Though Romero always had trouble getting lefties out (odd for a left-handed pitcher), but through sheer luck or guile, or a combination of the two, he was able to put together three very promising seasons where all major stats improved year over year, culminating in an all-star appearance in 2011. Romero was even mentioned as a potential Cy Young award winner in a few sportswriters 2012 pre-season “Awards Prediction” columns.
Despite starting the season 8-1, Romero’s 2012 quickly and decisively went downhill and ended as a disaster (9-14, 5.77 ERA, 1.67 WHIP, -1.4 WAR). His 2013 was worse. He showed up to Spring Training as a lock for the rotation, only to pitch bad enough to be sent to the minors and finished with only two Major League starts (plus two relief appearances), and a grand total of 7.1 Major League innings pitched.
There have been many rumours floating around theorizing what was the cause of Romero’s issues. The most prevalent, and the one with the most merit (in my mind at least) is that he was heartbroken after his relationship with his girlfriend crumbled. In Romero’s defence, that relationship was with Miss USA 2010, RimaFakih. Watching her walk out the door would cause issues for anyone trying to throw pitches over the plate.

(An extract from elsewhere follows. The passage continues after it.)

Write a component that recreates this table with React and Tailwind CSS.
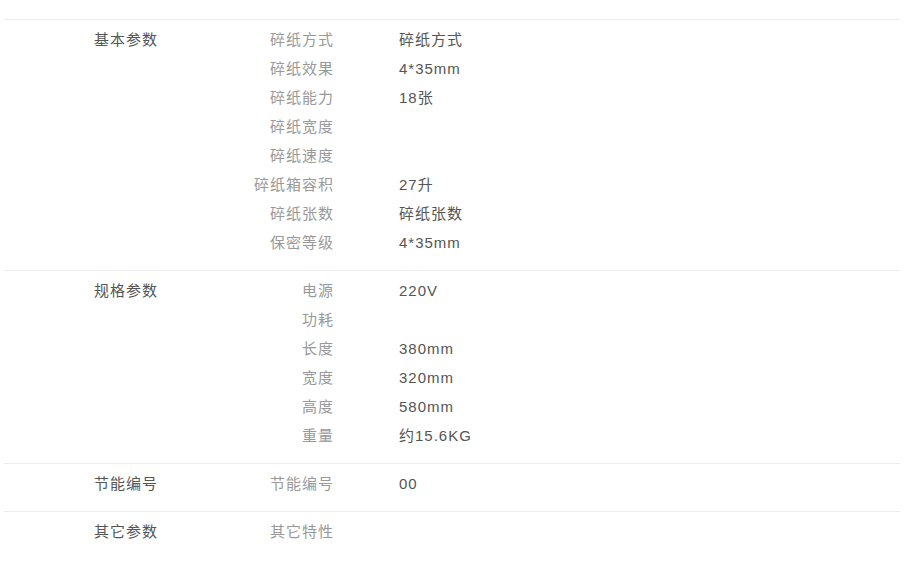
import React from 'react';

const groups = [
  {
    name: '基本参数',
    rows: [
      ['碎纸方式', '碎纸方式'],
      ['碎纸效果', '4*35mm'],
      ['碎纸能力', '18张'],
      ['碎纸宽度', ''],
      ['碎纸速度', ''],
      ['碎纸箱容积', '27升'],
      ['碎纸张数', '碎纸张数'],
      ['保密等级', '4*35mm'],
    ],
  },
  {
    name: '规格参数',
    rows: [
      ['电源', '220V'],
      ['功耗', ''],
      ['长度', '380mm'],
      ['宽度', '320mm'],
      ['高度', '580mm'],
      ['重量', '约15.6KG'],
    ],
  },
  {
    name: '节能编号',
    rows: [['节能编号', '00']],
  },
  {
    name: '其它参数',
    rows: [['其它特性', '']],
  },
];

const App = () => {
  return (
    <div
      className="min-h-[566px] bg-white pt-[19px] pl-[4px] pr-[5px] text-[15px] tracking-[1px]"
      style={{ fontFamily: '"Liberation Sans", "Noto Sans CJK SC", sans-serif' }}
    >
      <div className="border-t border-[#eee]">
        {groups.map((g, i) => (
          <div
            key={g.name}
            className={`flex pt-[5px] pb-[13px] ${i < groups.length - 1 ? 'border-b border-[#eee]' : ''}`}
          >
            <div className="w-[250px] shrink-0 pl-[90px] leading-[29px] text-[#555]">{g.name}</div>
            <div className="flex flex-col">
              {g.rows.map(([label, value]) => (
                <div key={label} className="flex h-[29px] leading-[29px]">
                  <div className="w-[80px] shrink-0 text-right text-[#999]">{label}</div>
                  <div className="ml-[65px] text-[#555]">{value}</div>
                </div>
              ))}
            </div>
          </div>
        ))}
      </div>
    </div>
  );
};

export default App;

Regardless of the actual reason, there’s been virtually nothing in the recent past to instil confidence that Romero will be making a near-miraculous recovery from what ails him and return to the majors for good. It’s folly to believe a single solid spring training or minor league start is an indication that he’s on the right path. Talk to me when he pitches well, consistently, for a month or more.
What should happen?
The long and the short of it is that I'm not optimistic about the future for Ricky Romero. The Blue Jays have done what seems like everything to put the pieces of Humpty Romero back together again, including putting him on waivers (in which case any MLB team could have had him for nothing, but would have been on the hook for his remaining salary) and messing around with his delivery – trying the fabled “lower arm slot” (ala JA Happ this year) which seemed to do nothing more than annoy Romero. All tinkering has, unfortunately, resulted in the same disappointing results. If he continues to pitch as he has in the past two years, then I don’t think Romero will have a sniff at the majors this year. In all honesty, methinks he’d be best served by the oft-mentioned “fresh start” in a new organization, which unfortunately won’t come until his contract expires after next season.
Why don’t they just trade him or release him? Good question! Making matters extra-dicey, though, is the fact that the Blue Jays signed him to a (lauded at the time) long-term 5-year contract in 2010, worth just north of $30 million. Romero is set to make $7.5- this year and next. All of which makes him, in essence, unmovable - no team will trade for or submit a waiver claim on a struggling minor league pitcher making that much money.
This is a marriage both the Blue Jays and Ricky Romero will have to accept for the time-being.
**Incredibly, Ankiel came back as an outfielder and enjoyed a seven-year career as a major league outfielder.